L’œuvre modifiée dite « oeuvre composite » selon l'article L. 113-2. du CPI (« œuvre nouvelle à laquelle est incorporée une œuvre préexistante sans la collaboration de l’auteur de cette dernière ») est la propriété de l'auteur qui l'a réalisée, sous réserve des droits de l'auteur de l'œuvre préexistante. Les 2 auteurs ont, sur l'œuvre dérivée, des droits concurrents : 

- en vertu du droit au nom l’auteur initial a le droit de voir figurer son nom, au même titre que celui de l’architecte auteur du nouveau projet, sur l'œuvre dérivée et sur tous documents se rapportant au projet modifié.
- d’une manière générale, l'auteur de l'œuvre composite qui veut exploiter sa création doit obtenir l'autorisation de l'auteur de l'œuvre préexistante. 
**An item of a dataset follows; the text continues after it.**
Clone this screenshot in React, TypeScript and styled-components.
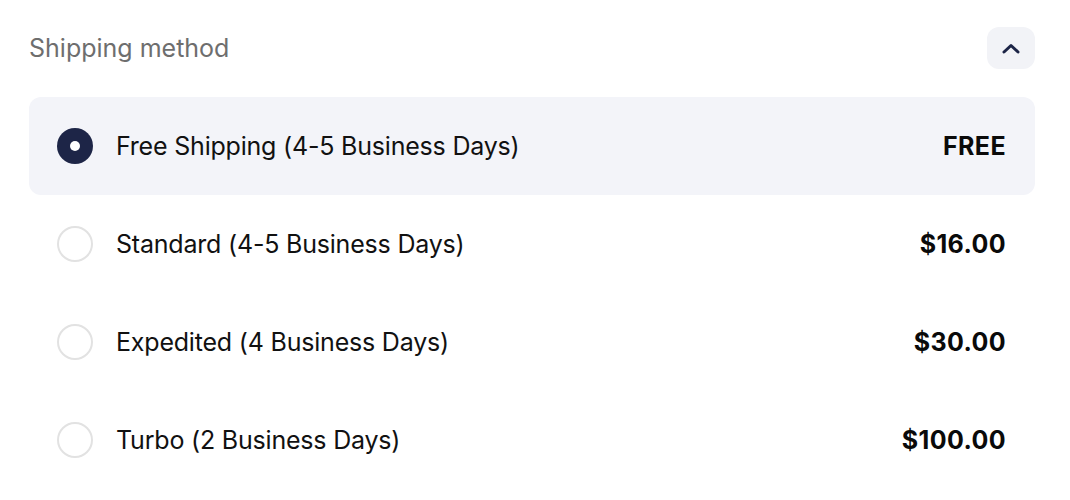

*Rappel : la création architecturale est protégée à tous les stades de son expression, quelle que soit sa forme, dès lors qu’elle est matérialisée, si on peut la qualifier d’œuvre. Ce qui suppose qu’on y retrouve l’empreinte de son auteur (des plans ou croquis qui ne feraient que traduire graphiquement des aspects purement techniques ne seraient pas protégés).